The bulk of the dramatic weight of the show falls on the shoulders of two couples and Dykton has four very good performers in those roles. Their characters had been paired back in their youths, the women being members of the chorus line of the fictional "Weisman Follies" and the men two "stage door Jonnies" who would wait for them backstage and take them out on the town after the final curtain.

Jean Cantrell is the former chorine who always regretted her decision as to which of two of the "boys downstairs" she chose to marry those many years ago. She is wistful in "In Buddy’s Eyes" but is most impressive in her second act torch song, "Losing My Mind" which she stands center stage to deliver with pure vocal power and without so much as raising her hands from her side so as not to distract from the power of the song and the scene.

Lynn Audrey Neal is the other former show girl, the one who did marry the boy Cantrell’s character feels got away. She’s glamorous and stylishly sophisticated, but when emotions break out, watch out! She tears up the blast-of-anger song "Could I Leave You?" and leads an all out release for "The Story of Lucy and Jessie."

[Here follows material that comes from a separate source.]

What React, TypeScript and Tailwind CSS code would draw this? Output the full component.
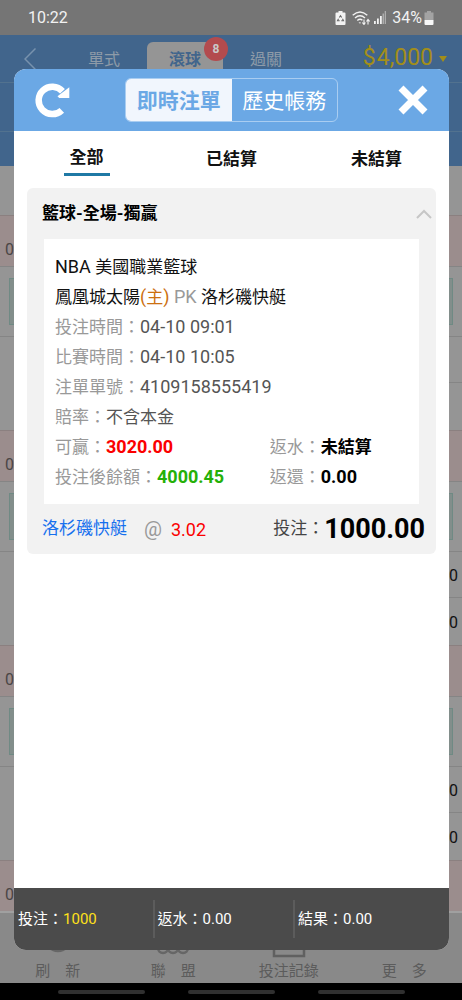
import React from 'react';

const groups = [
  { odds: ['', ''] },
  { odds: ['0', '0'] },
  { odds: ['0', '0'] },
];

function StatusBar() {
  return (
    <div className="flex h-[35px] items-center justify-between bg-[#757575] pl-7 pr-7 text-base text-[#f2f2f2]">
      <span>10:22</span>
      <div className="flex items-center">
        {/* battery saver */}
        <svg className="mr-[6px] h-[14px] w-[11px]" viewBox="0 0 11 14">
          <path d="M3.5 0h4v1.5h2q1 0 1 1V13q0 1-1 1h-8q-1 0-1-1V2.500q0-1 1-1h2z" fill="#f2f2f2" />
          <path d="M4.300 6.500L5.500 4.700L6.700 6.500M7.500 7.800L8.500 9.800H6.300M4.700 9.800H2.500L3.500 7.800" fill="none" stroke="#666" strokeWidth="1.100" />
        </svg>
        {/* wifi */}
        <svg className="mr-1 h-[14px] w-[18px]" viewBox="0 0 18 14" fill="none" stroke="#f2f2f2" strokeWidth="1.400">
          <path d="M.700 4.300Q8 -2.300 15.300 4.300M3 7Q8 2.500 13 7M5.300 9.500Q8 7.200 10.400 9.200" />
          <path d="M6.500 11.200L8 12.800L9 11.500z" fill="#f2f2f2" stroke="none" />
          <path d="M12 8.500v5M10.300 11.500l1.700 2l1.400-2M16 13.500v-5M14.500 10.500l1.500-2l1.600 2" strokeWidth="1.100" />
        </svg>
        {/* signal */}
        <svg className="mr-[6px] h-[13px] w-3" viewBox="0 0 12 13" fill="#f2f2f2">
          <path d="M0 10h1.800v3H0zM3 7.500h1.800V13H3zM6 5h1.800v8H6z" />
          <path d="M8.500 2.500h1.500V13H8.500zM10.700 0H12v13h-1.300z" opacity=".45" />
        </svg>
        <span className="mr-[2px]">34%</span>
        <svg className="h-[14px] w-[10px]" viewBox="0 0 10 14">
          <path d="M3 0h4v1.500h2.500V9h-9V1.500H3z" fill="#a3a3a3" />
          <path d="M.500 9h9v4q0 1-1 1h-7q-1 0-1-1z" fill="#f8f8f8" />
        </svg>
      </div>
    </div>
  );
}

function PageHeader() {
  return (
    <header className="bg-[#41658c]">
      <div className="flex h-12 border-b border-[#52728f]">
        <button aria-label="返回" className="flex w-[66px] items-center pl-6">
          <svg className="h-[22px] w-3" viewBox="0 0 12 22" fill="none" stroke="#7892ad" strokeWidth="1.500">
            <path d="M11.500 .500L1 11L11.500 21.500" />
          </svg>
        </button>
        <nav className="flex gap-[5px] pt-[7px] text-base text-[#8e9ba8]">
          <button className="w-[76px] pb-1">單式</button>
          <button className="relative w-[76px] rounded-t-md bg-[#959595] pb-1 font-bold text-[#41658c]">
            滾球
            <span className="absolute -right-[5px] -top-[5px] flex size-6 items-center justify-center rounded-full bg-[#b34b4e] text-xs text-[#c9c9c9]">
              8
            </span>
          </button>
          <button className="w-[76px] pb-1">過關</button>
        </nav>
        <div className="ml-auto flex items-center pr-[15px] text-[#a38e19]">
          <span className="mr-px text-[23px]">$</span>
          <span className="text-[23px]">4,000</span>
          <svg className="ml-[6px] h-[6px] w-2" viewBox="0 0 8 6" fill="#a38e19">
            <path d="M0 0h8L4 6z" />
          </svg>
        </div>
      </div>
      <div className="h-[49px] border-b border-[#52728f]" />
      <div className="h-[34px]" />
    </header>
  );
}

function GroupHeading() {
  return (
    <div className="flex h-[51px] items-center border-t border-[#8b8080] bg-[#9b8d8d] pl-[5px] pt-[18px] text-base text-[#4a4545]">
      0
    </div>
  );
}

function MatchList() {
  return (
    <main className="bg-[#959595]">
      <div className="h-[49px]" />
      {groups.map((group, i) => (
        <section key={i}>
          <GroupHeading />
          <div className="h-[71px] border-y border-[#858585] px-[9px] pb-[11px] pt-[11px]">
            <div className="h-full border border-[#6f8a84] bg-[#828e8b]" />
          </div>
          <div className="flex">
            <div className="flex-1" />
            <div className="w-1/2 text-base text-[#111]">
              <div className="flex h-[46px] items-center justify-end border-b border-[#858585] pr-1 pt-[3px]">{group.odds[0]}</div>
              <div className="flex h-[47px] items-center justify-end pr-1 pt-[3px]">{group.odds[1]}</div>
            </div>
          </div>
        </section>
      ))}
      <GroupHeading />
    </main>
  );
}

function Toolbar() {
  return (
    <>
      <nav className="grid h-[72px] flex-none grid-cols-4 border-t-2 border-[#a0a0a0] bg-[#898989] text-[15px] text-[#5c5c5c]">
        <button className="flex flex-col items-center justify-end pb-px">
          <svg className="h-9 w-9" viewBox="0 0 36 36" fill="none" stroke="#666" strokeWidth="2.500">
            <circle cx="18" cy="15" r="12" />
          </svg>
          <span className="whitespace-pre leading-[22px]">刷　新</span>
        </button>
        <button className="flex flex-col items-center justify-end pb-px">
          <svg className="h-9 w-9" viewBox="0 0 36 36" fill="none" stroke="#666" strokeWidth="2.500">
            <circle cx="8" cy="24" r="5" />
            <circle cx="18" cy="24" r="5" />
            <circle cx="28" cy="24" r="5" />
          </svg>
          <span className="whitespace-pre leading-[22px]">聯　盟</span>
        </button>
        <button className="flex flex-col items-center justify-end pb-px">
          <svg className="h-9 w-9" viewBox="0 0 36 36" fill="none" stroke="#606060" strokeWidth="2.500">
            <path d="M3 5h30v27H3z" />
          </svg>
          <span className="whitespace-pre leading-[22px]">投注記錄</span>
        </button>
        <button className="flex flex-col items-center justify-end pb-px">
          <span className="whitespace-pre leading-[22px]">更　多</span>
        </button>
      </nav>
      <div className="flex h-[17px] flex-none items-center justify-center gap-[43px] bg-black">
        <div className="h-1 w-[87px] rounded-full bg-[#303030]" />
        <div className="h-1 w-[87px] rounded-full bg-[#303030]" />
        <div className="h-1 w-[87px] rounded-full bg-[#303030]" />
      </div>
    </>
  );
}

function Field({ label, children }: { label: string; children: React.ReactNode }) {
  return (
    <p className="text-[#555]">
      <span className="text-[#999]">{label}：</span>
      {children}
    </p>
  );
}

function BetCard() {
  return (
    <article className="mx-[13px] rounded-md bg-[#f2f2f2] text-[17px]">
      <button className="flex h-[51px] w-full items-center justify-between pl-[15px] pr-1 font-bold text-black">
        籃球-全場-獨贏
        <svg className="h-[10px] w-4" viewBox="0 0 16 10" fill="none" stroke="#c6c6c6" strokeWidth="2">
          <path d="M1 9L8 2L15 9" />
        </svg>
      </button>
      <div className="mx-[17px] bg-white pb-3 pl-[11px] pt-[13px] leading-[30px]">
        <p className="text-[#111]">
          <span className="text-[18px]">NBA </span>美國職業籃球
        </p>
        <p className="text-[#111]">
          鳳凰城太陽
          <span className="text-[#cc7010]"><span className="text-[18px]">(</span>主<span className="text-[18px]">)</span></span>
          <span className="text-[18px] text-[#999]"> PK </span>
          洛杉磯快艇
        </p>
        <Field label="投注時間"><span className="text-[18px]">04-10 09:01</span></Field>
        <Field label="比賽時間"><span className="text-[18px]">04-10 10:05</span></Field>
        <Field label="注單單號"><span className="text-[18px]">4109158555419</span></Field>
        <Field label="賠率">不含本金</Field>
        <div className="grid grid-cols-[59%_41%]">
          <Field label="可贏"><b className="text-[18px] text-[#fb0000]">3020.00</b></Field>
          <Field label="返水"><b className="text-black">未結算</b></Field>
          <Field label="投注後餘額"><b className="text-[18px] text-[#25b008]">4000.45</b></Field>
          <Field label="返還"><b className="text-[18px] text-black">0.00</b></Field>
        </div>
      </div>
      <div className="flex h-[50px] items-center justify-between pl-[15px] pr-[11px]">
        <div className="flex items-center">
          <span className="text-[#1670ee]">洛杉磯快艇</span>
          <span className="ml-[17px] text-xl text-[#999]">@</span>
          <span className="ml-[9px] text-[18px] text-[#fb0000]">3.02</span>
        </div>
        <div className="flex items-center text-[#444]">
          投注：
          <b className="text-[27px] text-black">1000.00</b>
        </div>
      </div>
    </article>
  );
}

function BetModal() {
  return (
    <div role="dialog" aria-label="即時注單" className="absolute bottom-[50px] left-[14px] right-[13px] top-[69px] flex flex-col overflow-hidden rounded-xl bg-white">
      <div className="flex h-[62px] flex-none items-center justify-between bg-[#6ba8e5] px-[21px]">
        <button aria-label="刷新">
          <svg className="size-9" viewBox="0 0 36 36">
            <path d="M27.500 9.200A13.700 13.700 0 1 0 26.800 28.300" fill="none" stroke="#fff" strokeWidth="6.500" />
            <path d="M34.300 5.200V16H24.200L22.500 14.200z" fill="#fff" />
          </svg>
        </button>
        <div className="flex h-11 w-[213px] overflow-hidden rounded-md border border-[#a9cdf1] text-[21px]">
          <button className="flex-1 bg-[#f1f6fd] pt-[3px] font-bold text-[#6ba8e5]">即時注單</button>
          <button className="flex-1 pt-[3px] text-white">歷史帳務</button>
        </div>
        <button aria-label="關閉" className="flex w-9 justify-end">
          <svg className="size-[30px]" viewBox="0 0 30 30" stroke="#fff" strokeWidth="7">
            <path d="M3 3L27 27M27 3L3 27" />
          </svg>
        </button>
      </div>

      <div className="grid h-[57px] flex-none grid-cols-3 text-[17px] font-bold text-[#111]">
        <button className="flex flex-col items-center pt-[14px]">
          <span className="border-b-[3px] border-[#1f79a5] px-[6px] pb-1 leading-6">全部</span>
        </button>
        <button>已結算</button>
        <button>未結算</button>
      </div>

      <BetCard />

      <footer className="mt-auto flex h-[62px] flex-none items-center bg-[#4b4b4b] text-[15px] leading-[38px] text-white">
        <div className="w-[32.3%] border-r-2 border-[#5c5c5c] pl-1">
          投注：<span className="text-[#ffe01a]">1000</span>
        </div>
        <div className="w-[32.3%] border-r-2 border-[#5c5c5c] pl-[3px]">返水：0.00</div>
        <div className="pl-[3px]">結果：0.00</div>
      </footer>
    </div>
  );
}

export default function App() {
  return (
    <div className="relative flex min-h-screen flex-col bg-[#959595] font-['Roboto','Noto_Sans_CJK_TC',sans-serif]">
      <StatusBar />
      <PageHeader />
      <MatchList />
      <Toolbar />
      <BetModal />
    </div>
  );
}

The men in this mismatched couple of couples are a wiry, high energy Jack B. Stein as the one who wants what he can’t have but never appreciates what he does have, and smooth, polished Jimmy Payne with his satisfyingly full voice as the cad who comes totally unglued by the end. Stein’s "The God-Why-Don’t-You-Love-Me Blues" is the first of the four-song string of show-stoppers that cap the second act.

There are individual numbers for other performers that hit the heights as well. Judy Lewis sells the cabaret number "Ah, Paris!," Deborah Davidson belts out "Broadway Baby" and RoseAnn Ashby and Anissa Hartline soar with the operetta tribute number "One More Kiss." The topper of all these highlights, however, is Barbara Porter’s nearly six minutes of ever increasing intensity insisting that "I’m Still Here." Finally, Allison Block, Jennifer Diffell, Juan Rodriquez and Bill Walker provide a refreshing pastiche of classic hoofer routines in Sondheim’s famously intertwined "You’re Gonna Love Tomorrow/Love Will See Us Through."

Leah Kocsis leads the orchestra, which is solid throughout, especially in the reeds and woodwinds that provide so much of the heft of Jonathan Tunick’s famous orchestrations for Sondheim’s challenging score.

Grant Kevin Lane designed what must be at least three shows worth of costumes: the contemporary formal wear of the party-goers at the reunion, the street wear and stage costumes of their former selves and their ghosts, and the opulent outfits for the "show within a show," the final re-imagining of the splendor of the past in a follies number called "Loveland." His designs for the first two categories are fully satisfying, but those for the chorus in the "Loveland" sequence remind the audience that this is, after all, a local production without unlimited resources. Huge resources, yes. But not unlimited.